KFC’s got an all you can eat buffet!
(What did you say?)
KFC’s got an all you can eat buffet!
(OK!)
It’s exciting, inviting, “quick-as-a-wink”
You’ll say.
Lest there be any confusion, I HATED, HATED, HATED this ad.
I can’t remember where I saw it (probably some shopping channel in some waiting room somewhere), but it was an advert for a chopping board that folded up at the edges to assist with dropping the contents into a pan - not in itself a terrible idea, but the first shot was:
(voiceover: How often does this happen?)
Person approaches small saucepan with large chopping board, overloaded with chopped vegetables, attempts to scoop entire load into pan with a single rapid sweep of a large knife, vegetables are catapulted over entire cooker top, mostly missing the pan.

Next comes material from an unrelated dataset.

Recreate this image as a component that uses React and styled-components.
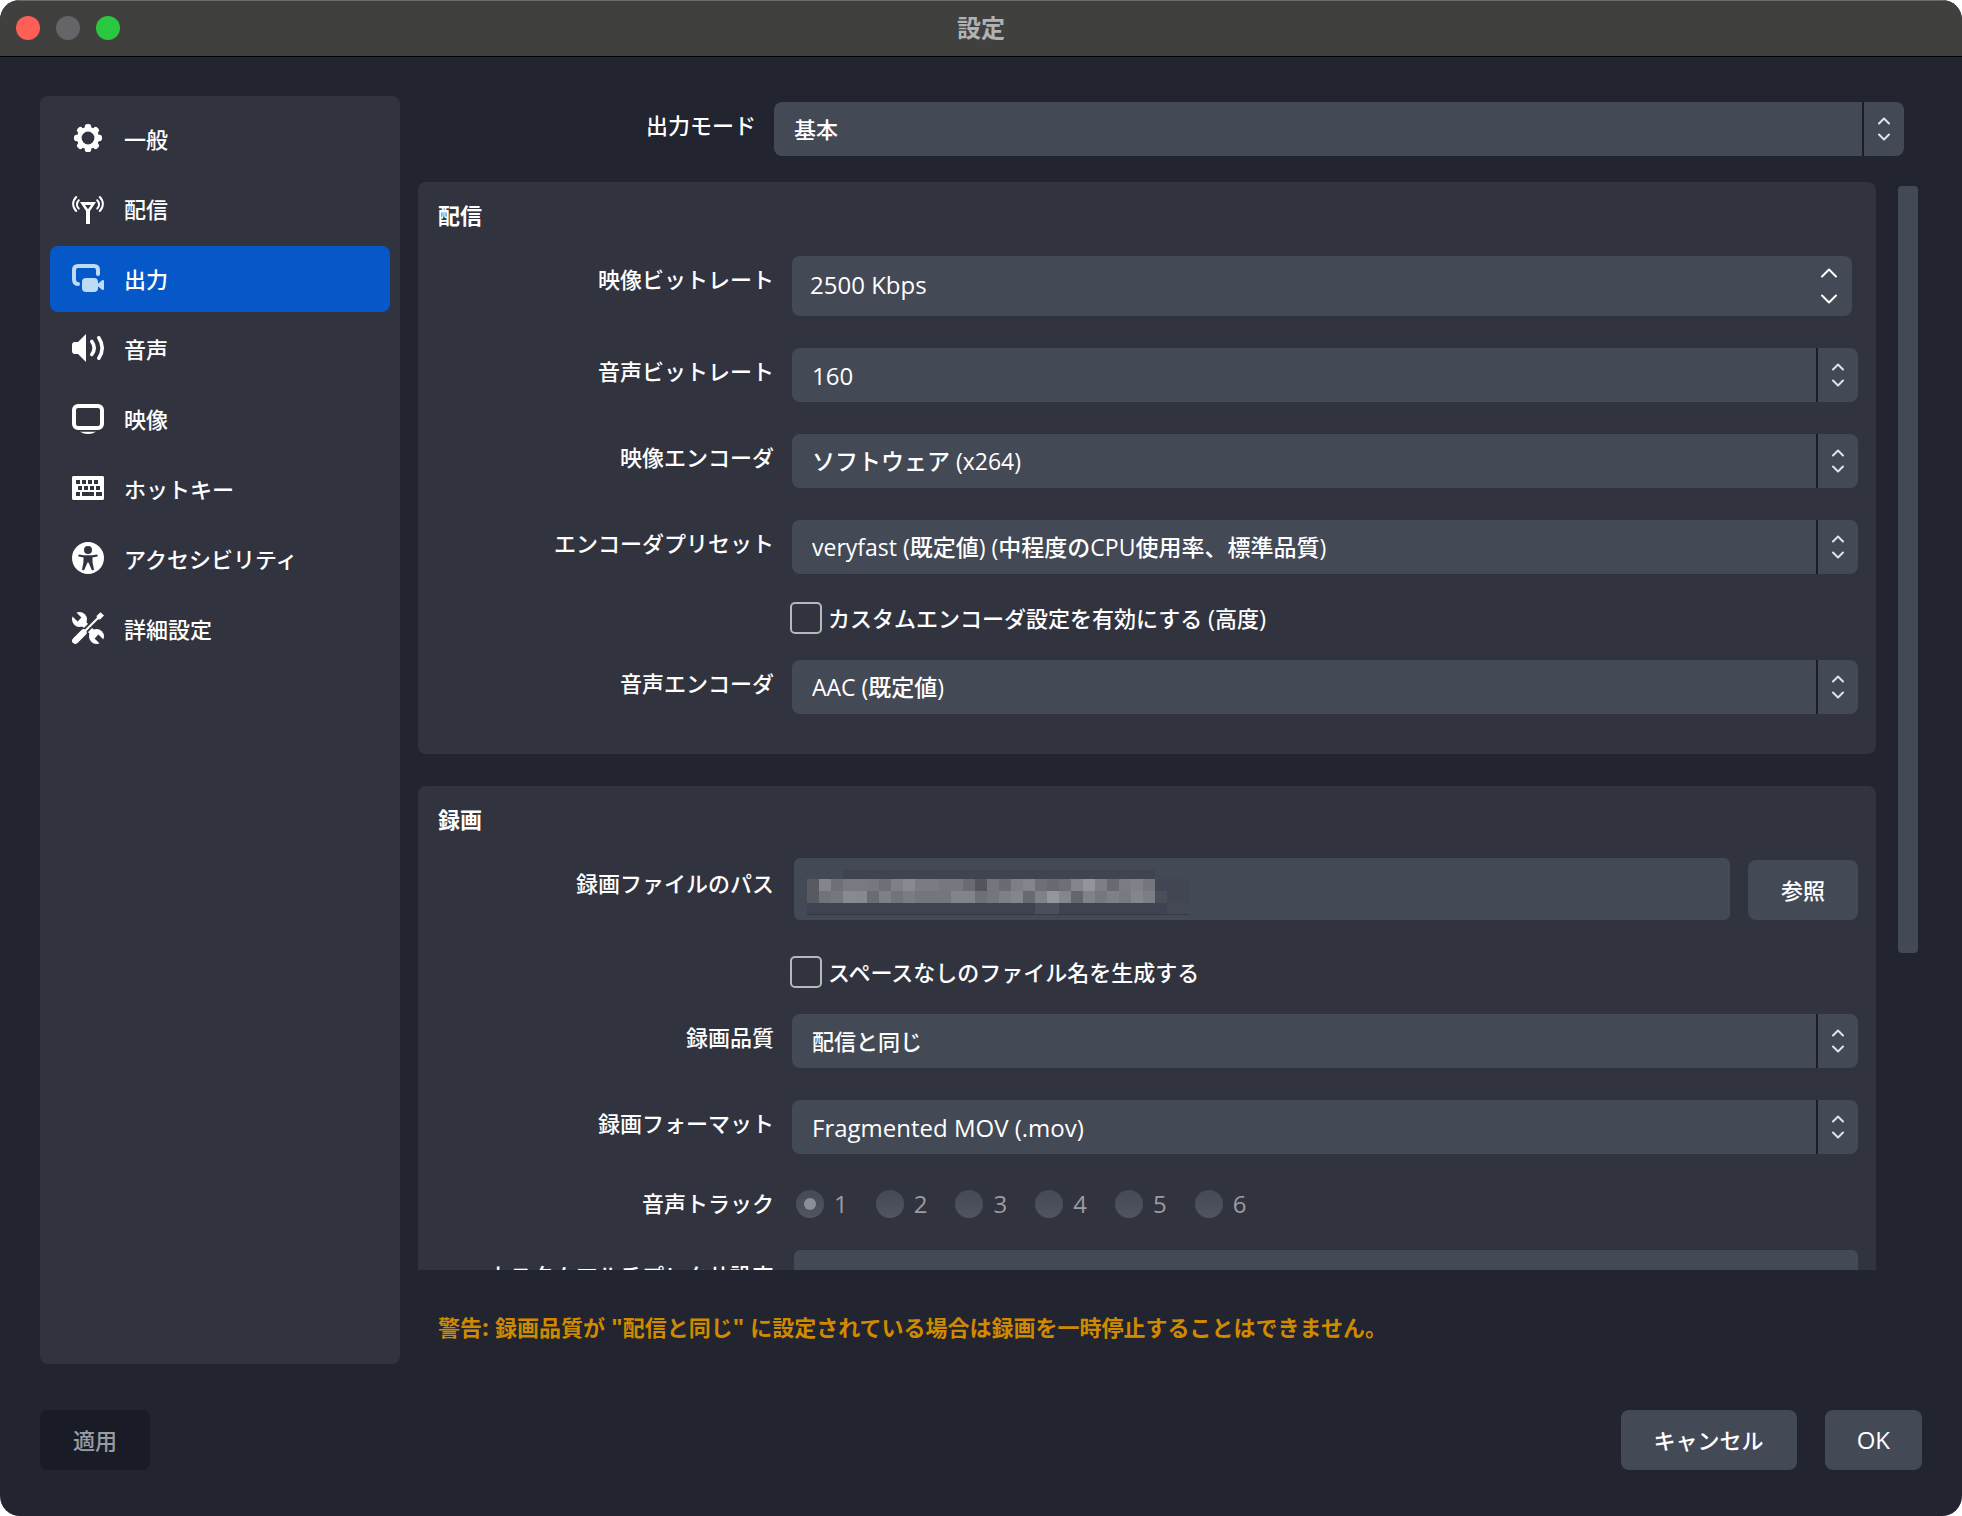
import React, { useState } from "react";
import styled, { createGlobalStyle, css } from "styled-components";

const color = {
  window: "#22242f",
  panel: "#31343f",
  control: "#444956",
  divider: "#1b1d29",
  accent: "#0658c8",
  warning: "#d08a00",
  muted: "#9a9ca3",
};

const GlobalStyle = createGlobalStyle`
  *, *::before, *::after { box-sizing: border-box; }
  body {
    margin: 0;
    background: #ffffff;
    font-family: "Open Sans", "Noto Sans CJK JP", sans-serif;
    font-size: 22px;
    font-weight: 500;
    color: #ffffff;
  }
  button, input, select { font-family: inherit; font-weight: inherit; color: inherit; }
`;

const Window = styled.div`
  display: flex;
  flex-direction: column;
  height: 100vh;
  background: ${color.window};
  border-radius: 20px;
  overflow: hidden;
`;

const TitleBar = styled.header`
  position: relative;
  display: flex;
  align-items: center;
  justify-content: center;
  flex: none;
  height: 57px;
  padding-bottom: 2px;
  background: #40403e;
  border-top: 1px solid #6c6c6a;
  border-bottom: 1px solid #000000;
`;

const Title = styled.h1`
  margin: 0;
  font-size: 24px;
  line-height: 30px;
  font-weight: 700;
  color: #b1b2b6;
`;

const TrafficLights = styled.div`
  position: absolute;
  left: 16px;
  display: flex;
  gap: 16px;
`;

const Light = styled.button`
  width: 24px;
  height: 24px;
  padding: 0;
  border: 0;
  border-radius: 50%;
  background: ${(p) => p.$color};
`;

const Body = styled.div`
  display: flex;
  flex: 1;
  min-height: 0;
  gap: 18px;
  padding: 39px 44px 0 40px;
`;

const Sidebar = styled.nav`
  display: flex;
  flex-direction: column;
  flex: none;
  gap: 4px;
  width: 360px;
  padding: 10px;
  background: ${color.panel};
  border-radius: 8px;
`;

const NavItem = styled.button`
  display: flex;
  align-items: center;
  gap: 20px;
  height: 66px;
  padding: 0 22px;
  border: 0;
  border-radius: 8px;
  background: ${(p) => (p.$active ? color.accent : "transparent")};
  font-size: 22px;
  line-height: 32px;
  text-align: left;

  svg {
    flex: none;
    overflow: visible;
    color: ${(p) => (p.$active ? "#bcdcf5" : "#ffffff")};
  }
`;

const Main = styled.main`
  display: flex;
  flex-direction: column;
  flex: 1;
  min-width: 0;
`;

const Row = styled.div`
  display: grid;
  grid-template-columns: 336px minmax(0, 1fr);
  column-gap: 18px;
  align-items: start;
  margin-top: ${(p) => p.$gap}px;
`;

const ModeRow = styled(Row)`
  grid-template-columns: 338px minmax(0, 1fr);
  padding: 6px 14px 26px 0;
`;

const labelText = css`
  font-size: 22px;
  line-height: ${(p) => (p.$tall ? 50 : 46)}px;
  text-align: right;
  white-space: nowrap;
`;

const Label = styled.label`
  ${labelText}
`;

const GroupLabel = styled.span`
  ${labelText}
`;

const ScrollArea = styled.div`
  display: flex;
  flex: 1;
  min-height: 0;
  gap: 22px;
`;

const Viewport = styled.div`
  display: flex;
  flex-direction: column;
  flex: 1;
  min-width: 0;
  gap: 32px;
  overflow: hidden;
`;

const ScrollTrack = styled.div`
  flex: none;
  width: 20px;
  padding: 4px 0;
`;

const ScrollThumb = styled.div`
  height: 71%;
  border-radius: 4px;
  background: ${color.control};
`;

const Group = styled.section`
  flex: none;
  padding: 18px 18px 40px 20px;
  background: ${color.panel};
  border-radius: 8px;
`;

const GroupTitle = styled.h2`
  margin: 0;
  font-size: 22px;
  line-height: 30px;
  font-weight: 700;
`;

const SelectBox = styled.div`
  position: relative;
`;

const SelectControl = styled.select`
  display: block;
  width: 100%;
  height: 54px;
  padding: 0 62px 0 20px;
  border: 0;
  border-radius: 8px;
  appearance: none;
  background: ${color.control};
  font-size: ${(p) => p.$size}px;
`;

const SelectArrows = styled.span`
  position: absolute;
  inset: 0 0 0 auto;
  display: flex;
  flex-direction: column;
  align-items: center;
  justify-content: center;
  gap: 8px;
  width: 42px;
  border-left: 2px solid ${color.divider};
  pointer-events: none;
`;

const SpinBox = styled.div`
  position: relative;
  margin-right: 6px;
`;

const SpinInput = styled.input`
  display: block;
  width: 100%;
  height: 60px;
  padding: 0 60px 4px 18px;
  border: 0;
  border-radius: 8px;
  background: ${color.control};
  font-size: 24px;
`;

const SpinButtons = styled.div`
  position: absolute;
  inset: 0 12px 0 auto;
  display: flex;
  flex-direction: column;
  justify-content: center;
`;

const SpinButton = styled.button`
  display: flex;
  align-items: center;
  justify-content: center;
  width: 22px;
  height: 26px;
  padding: 0;
  border: 0;
  background: transparent;
`;

const CheckLabel = styled.label`
  grid-column: 2;
  display: flex;
  align-items: center;
  gap: 6px;
  margin-left: -2px;
  font-size: 22px;
  line-height: 32px;
`;

const CheckBox = styled.input`
  width: 32px;
  height: 32px;
  margin: 0;
  appearance: none;
  border: 2px solid #b6b7bc;
  border-radius: 5px;

  &:checked {
    background: ${color.accent};
  }
`;

const Latin = styled.span`
  font-size: 24px;
`;

const PathRow = styled.div`
  display: flex;
  align-items: flex-end;
  gap: 18px;
  margin-left: 2px;
`;

const PathBox = styled.div`
  position: relative;
  flex: 1;
  min-width: 0;
`;

const TextInput = styled.input`
  display: block;
  width: 100%;
  height: 62px;
  padding: 0 16px;
  border: 0;
  border-radius: 6px;
  background: ${color.control};
  font-size: 22px;
`;

const Redaction = styled.svg`
  position: absolute;
  top: 12px;
  left: 13px;
  pointer-events: none;
`;

const Button = styled.button`
  flex: none;
  height: 60px;
  padding: 0 ${(p) => (p.$latin ? 32 : 33)}px;
  border: 0;
  border-radius: 8px;
  background: ${color.control};
  font-size: ${(p) => (p.$latin ? 24 : 22)}px;
  line-height: 32px;

  &:disabled {
    background: #191c27;
    color: ${color.muted};
  }
`;

const RadioGroup = styled.div`
  display: flex;
  align-items: center;
  gap: 28px;
  height: 48px;
  padding-left: 4px;
`;

const RadioLabel = styled.label`
  display: flex;
  align-items: center;
  gap: 10px;
  font-size: 24px;
  line-height: 32px;
  color: ${color.muted};
`;

const Radio = styled.input`
  display: grid;
  place-items: center;
  width: 28px;
  height: 28px;
  margin: 0;
  appearance: none;
  border-radius: 50%;
  background: linear-gradient(#454957, #52555f);

  &:checked::before {
    content: "";
    width: 12px;
    height: 12px;
    border-radius: 50%;
    background: #8c8e95;
  }
`;

const Warning = styled.p`
  margin: 40px 20px 20px;
  font-size: 22px;
  line-height: 34px;
  font-weight: 700;
  color: ${color.warning};
  white-space: nowrap;
`;

const Footer = styled.footer`
  display: flex;
  flex: none;
  gap: 28px;
  padding: 46px 40px;
`;

const Spacer = styled.div`
  flex: 1;
`;

const Chevron = ({ width = 12, up, stroke = "#e2e3e6" }) => (
  <svg width={width} height={width === 12 ? 8 : 10} viewBox={width === 12 ? "0 0 12 8" : "0 0 16 10"} fill="none" stroke={stroke} strokeWidth="2" strokeLinecap="round" strokeLinejoin="round">
    {width === 12 ? (
      <path d={up ? "M1 6.5L6 1.5L11 6.5" : "M1 1.5L6 6.5L11 1.5"} />
    ) : (
      <path d={up ? "M1 8.5L8 1.5L15 8.5" : "M1 1.5L8 8.5L15 1.5"} />
    )}
  </svg>
);

const Icon = ({ children }) => (
  <svg width="32" height="32" viewBox="0 0 32 32" fill="currentColor" aria-hidden="true">
    {children}
  </svg>
);

const GearIcon = () => (
  <Icon>
    <mask id="gear-hole">
      <rect width="32" height="32" fill="#fff" />
      <circle cx="16" cy="15" r="6.4" fill="#000" />
    </mask>
    <g mask="url(#gear-hole)">
      <circle cx="16" cy="15" r="11" />
      {[0, 45, 90, 135, 180, 225, 270, 315].map((a) => (
        <rect key={a} x="12.8" y="1" width="6.4" height="8" rx="2.6" transform={`rotate(${a} 16 15)`} />
      ))}
    </g>
  </Icon>
);

const AntennaIcon = () => (
  <Icon>
    <path fillRule="evenodd" d="M8 9H24L18 18V31H14V18ZM13 12L16 16.2L19 12Z" />
    <g fill="none" stroke="currentColor" strokeWidth="2" strokeLinecap="round">
      <path d="M6.8 7.2C4.4 9.8 4.4 13 6.8 15.6M25.2 7.2C27.6 9.8 27.6 13 25.2 15.6" />
      <path d="M4.2 4C0.1 8.2 0.1 13.8 4.2 18M27.8 4C31.9 8.2 31.9 13.8 27.8 18" />
    </g>
  </Icon>
);

const OutputIcon = () => (
  <Icon>
    <path fill="none" stroke="currentColor" strokeWidth="4" strokeLinecap="round" d="M26 11V7Q26 3 22 3H6Q2 3 2 7V16Q2 21 6 21" />
    <rect x="10" y="15" width="16" height="14" rx="4" />
    <path d="M25 21.5L30 17.3Q32 16.4 32 18V26Q32 27.6 30 26.7L25 22.5Z" />
  </Icon>
);

const SpeakerIcon = () => (
  <Icon>
    <path d="M3 9H6L14 1V29L6 21H3Q0 21 0 18V12Q0 9 3 9Z" />
    <g fill="none" stroke="currentColor" strokeWidth="3.6" strokeLinecap="round">
      <path d="M19.8 8.5Q24.6 15 19.8 21.5" />
      <path d="M26.8 4.8Q33.6 15 26.8 25.2" />
    </g>
  </Icon>
);

const MonitorIcon = () => (
  <Icon>
    <rect x="2" y="3" width="28" height="22" rx="4" fill="none" stroke="currentColor" strokeWidth="4" />
    <path d="M8 28.8H24Q20.5 31 16 31Q11.5 31 8 28.8Z" />
  </Icon>
);

const KeyboardIcon = () => (
  <Icon>
    <path
      fillRule="evenodd"
      d="M1 3H31L32 4V26L31 27H1L0 26V4ZM4 7V11H8V7ZM10 7V11H14V7ZM16 7V11H20V7ZM22 7V11H26V7ZM6 13V17H10V13ZM12 13V17H16V13ZM18 13V17H22V13ZM24 13V17H28V13ZM4 19V23H8V19ZM10 19V23H22V19ZM24 19V23H30V19Z"
    />
  </Icon>
);

const AccessibilityIcon = () => (
  <Icon>
    <mask id="person" maskUnits="userSpaceOnUse" x="-1" y="-2" width="34" height="34">
      <rect x="-1" y="-2" width="34" height="34" fill="#fff" />
      <circle cx="16" cy="7" r="4" fill="#000" />
      <path fill="#000" d="M7 11.4Q16 13.2 25 11.4Q26.5 12.4 25.4 13.4L20.4 14.4L20.6 19.5L22 26.4Q21 27.8 19.8 27L16.5 19.4H15.5L12.2 27Q11 27.8 10 26.4L11.4 19.5L11.6 14.4L6.6 13.4Q5.5 12.4 7 11.4Z" />
    </mask>
    <circle cx="16" cy="15" r="16" mask="url(#person)" />
  </Icon>
);

const ToolsIcon = () => (
  <Icon>
    <mask id="tool-gaps" maskUnits="userSpaceOnUse" x="-2" y="-2" width="36" height="36">
      <rect x="-2" y="-2" width="36" height="36" fill="#fff" />
      <path stroke="#000" strokeWidth="5.5" d="M-2 -3L7.5 6.5M34 33L24.5 23.5" />
      <path stroke="#000" strokeWidth="6" d="M30 1L2 29" />
    </mask>
    <g mask="url(#tool-gaps)">
      <circle cx="7.5" cy="6.5" r="7.5" />
      <circle cx="24.5" cy="23.5" r="7.5" />
      <path stroke="currentColor" strokeWidth="6" d="M7.5 6.5L24.5 23.5" />
    </g>
    <path stroke="currentColor" strokeWidth="2.2" d="M28 3L12 19" />
    <path d="M24.5 3L28.5 -0.8L32 2.5L28 6.6L25.5 6.3Z" />
    <path stroke="currentColor" strokeWidth="6.4" strokeLinecap="round" d="M11.5 19.5L3.3 27.7" />
  </Icon>
);

const navItems = [
  ["一般", GearIcon],
  ["配信", AntennaIcon],
  ["出力", OutputIcon],
  ["音声", SpeakerIcon],
  ["映像", MonitorIcon],
  ["ホットキー", KeyboardIcon],
  ["アクセシビリティ", AccessibilityIcon],
  ["詳細設定", ToolsIcon],
];

const mosaicTop = "5a 85 70 7a 7a 78 70 80 8a 7c 7c 78 78 6c 56 76 6c 7f 85 70 6a 70 85 95 7f 6b 7d 82 77".split(" ");
const mosaicBottom = "5a 73 77 8a 89 6c 80 74 7c 76 76 76 84 84 70 76 80 86 6a 82 96 86 66 82 78 80 7a 86 7e".split(" ");

const cellColor = (level) => {
  const v = parseInt(level, 16);
  return `rgb(${v - 2}, ${v}, ${v + 7})`;
};

const RedactedPath = () => (
  <Redaction width="382" height="45" viewBox="0 0 382 45" shapeRendering="crispEdges" aria-hidden="true">
    <rect x="36" y="0" width="312" height="9" fill="#404451" />
    <rect x="0" y="33" width="382" height="12" fill="#3f4351" />
    <rect x="348" y="9" width="34" height="24" fill="#424653" />
    <rect x="348" y="21" width="12" height="12" fill="#4a4e5a" />
    <rect x="228" y="33" width="24" height="11" fill="#4b4f5b" />
    <rect x="360" y="33" width="22" height="11" fill="#454956" />
    <rect x="0" y="44" width="382" height="1" fill="#353946" />
    {mosaicTop.map((level, i) => (
      <rect key={`t${i}`} x={i * 12} y="9" width="12" height="12" fill={cellColor(level)} />
    ))}
    {mosaicBottom.map((level, i) => (
      <rect key={`b${i}`} x={i * 12} y="21" width="12" height="12" fill={cellColor(level)} />
    ))}
  </Redaction>
);

const Select = ({ id, value, size = 22 }) => (
  <SelectBox>
    <SelectControl id={id} $size={size} defaultValue={value}>
      <option value={value}>{value}</option>
    </SelectControl>
    <SelectArrows>
      <Chevron up />
      <Chevron />
    </SelectArrows>
  </SelectBox>
);

const SelectRow = ({ id, label, value, size, gap = 32 }) => (
  <Row $gap={gap}>
    <Label htmlFor={id}>{label}</Label>
    <Select id={id} value={value} size={size} />
  </Row>
);

const BitrateSpin = ({ id }) => {
  const [rate, setRate] = useState(2500);
  return (
    <SpinBox>
      <SpinInput id={id} value={`${rate} Kbps`} onChange={(e) => setRate(parseInt(e.target.value, 10) || 0)} />
      <SpinButtons>
        <SpinButton type="button" aria-label="上げる" onClick={() => setRate(rate + 50)}>
          <Chevron width={16} up stroke="#ffffff" />
        </SpinButton>
        <SpinButton type="button" aria-label="下げる" onClick={() => setRate(rate - 50)}>
          <Chevron width={16} stroke="#ffffff" />
        </SpinButton>
      </SpinButtons>
    </SpinBox>
  );
};

export default function App() {
  const [page, setPage] = useState("出力");
  return (
    <Window>
      <GlobalStyle />
      <TitleBar>
        <TrafficLights>
          <Light type="button" $color="#ff5f57" aria-label="閉じる" />
          <Light type="button" $color="#656567" aria-label="しまう" />
          <Light type="button" $color="#28c840" aria-label="拡大" />
        </TrafficLights>
        <Title>設定</Title>
      </TitleBar>

      <Body>
        <Sidebar>
          {navItems.map(([name, Glyph]) => (
            <NavItem key={name} type="button" $active={page === name} onClick={() => setPage(name)}>
              <Glyph />
              {name}
            </NavItem>
          ))}
        </Sidebar>

        <Main>
          <ModeRow $gap={0}>
            <Label htmlFor="mode">出力モード</Label>
            <Select id="mode" value="基本" />
          </ModeRow>

          <ScrollArea>
            <Viewport>
              <Group>
                <GroupTitle>配信</GroupTitle>
                <Row $gap={26}>
                  <Label htmlFor="video-bitrate">映像ビットレート</Label>
                  <BitrateSpin id="video-bitrate" />
                </Row>
                <SelectRow id="audio-bitrate" label="音声ビットレート" value="160" size={24} />
                <SelectRow id="video-encoder" label="映像エンコーダ" value="ソフトウェア (x264)" size={23} />
                <SelectRow id="preset" label="エンコーダプリセット" value="veryfast (既定値) (中程度のCPU使用率、標準品質)" size={23} />
                <Row $gap={28}>
                  <CheckLabel>
                    <CheckBox type="checkbox" />
                    <span>
                      カスタムエンコーダ設定を有効にする <Latin>(</Latin>高度<Latin>)</Latin>
                    </span>
                  </CheckLabel>
                </Row>
                <SelectRow id="audio-encoder" label="音声エンコーダ" value="AAC (既定値)" size={23} gap={26} />
              </Group>

              <Group>
                <GroupTitle>録画</GroupTitle>
                <Row $gap={24}>
                  <Label htmlFor="path" $tall>
                    録画ファイルのパス
                  </Label>
                  <PathRow>
                    <PathBox>
                      <TextInput id="path" readOnly />
                      <RedactedPath />
                    </PathBox>
                    <Button type="button">参照</Button>
                  </PathRow>
                </Row>
                <Row $gap={36}>
                  <CheckLabel>
                    <CheckBox type="checkbox" />
                    <span>スペースなしのファイル名を生成する</span>
                  </CheckLabel>
                </Row>
                <SelectRow id="quality" label="録画品質" value="配信と同じ" gap={26} />
                <SelectRow id="format" label="録画フォーマット" value="Fragmented MOV (.mov)" size={24} />
                <Row $gap={26}>
                  <GroupLabel id="tracks">音声トラック</GroupLabel>
                  <RadioGroup role="radiogroup" aria-labelledby="tracks">
                    {[1, 2, 3, 4, 5, 6].map((n) => (
                      <RadioLabel key={n}>
                        <Radio type="radio" name="track" disabled defaultChecked={n === 1} />
                        {n}
                      </RadioLabel>
                    ))}
                  </RadioGroup>
                </Row>
                <Row $gap={22}>
                  <Label htmlFor="muxer" $tall>
                    カスタムマルチプレクサ設定
                  </Label>
                  <PathRow>
                    <PathBox>
                      <TextInput id="muxer" />
                    </PathBox>
                  </PathRow>
                </Row>
              </Group>
            </Viewport>
            <ScrollTrack>
              <ScrollThumb />
            </ScrollTrack>
          </ScrollArea>

          <Warning>
            警告<Latin>: </Latin>録画品質が<Latin> "</Latin>配信と同じ<Latin>" </Latin>
            に設定されている場合は録画を一時停止することはできません。
          </Warning>
        </Main>
      </Body>

      <Footer>
        <Button type="button" disabled>
          適用
        </Button>
        <Spacer />
        <Button type="button">キャンセル</Button>
        <Button type="button" $latin>
          OK
        </Button>
      </Footer>
    </Window>
  );
}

And I think to myself, “How often does this happen?.. Hmmm… not very often at all, on account of me not being a total fuckwit”
Sometime in the late 1970s, at Christmas a local company in Erie decided to do a radio commercial repeating their name, over and over, to the tune of “Carol of the Bells”. Then they aired the commercial constantly on every station throughout the month of December - or at least it seemed like it. To this day, whenever I hear that song, my mind is singing
Star Mobile Homes
Star Mobile Homes
Star Mobile Homes
Star Mobile Homes…
My first thought was Cal Worthington and his dog Spot. I always liked him, no matter how bad the ads were. (Wasn’t Spot once a chimp on a bike?)
My “favourite” As Seen On TV ads are for the weed-eater string replacement whips, where the bozo practically ties his hands together changing the spool, and for the special garden hose with a reel to wind it up on, where the bozo practically hangs himself (I keep hoping).
Then there are the furniture stores. “No payments and no interest until EEETERNITYYY!”
We also have some fat guy going on about his floor coverings at such low prices his wife is mad at him, and sometimes the singing-family ads.
For what seem like national ads, I think the worst features a woman so haggard she might have come from a prison camp, with her daughter kept away by a glass wall until Mom finally finishes scrubbing the bathtub. But she could have used thisproduct, whatever it is!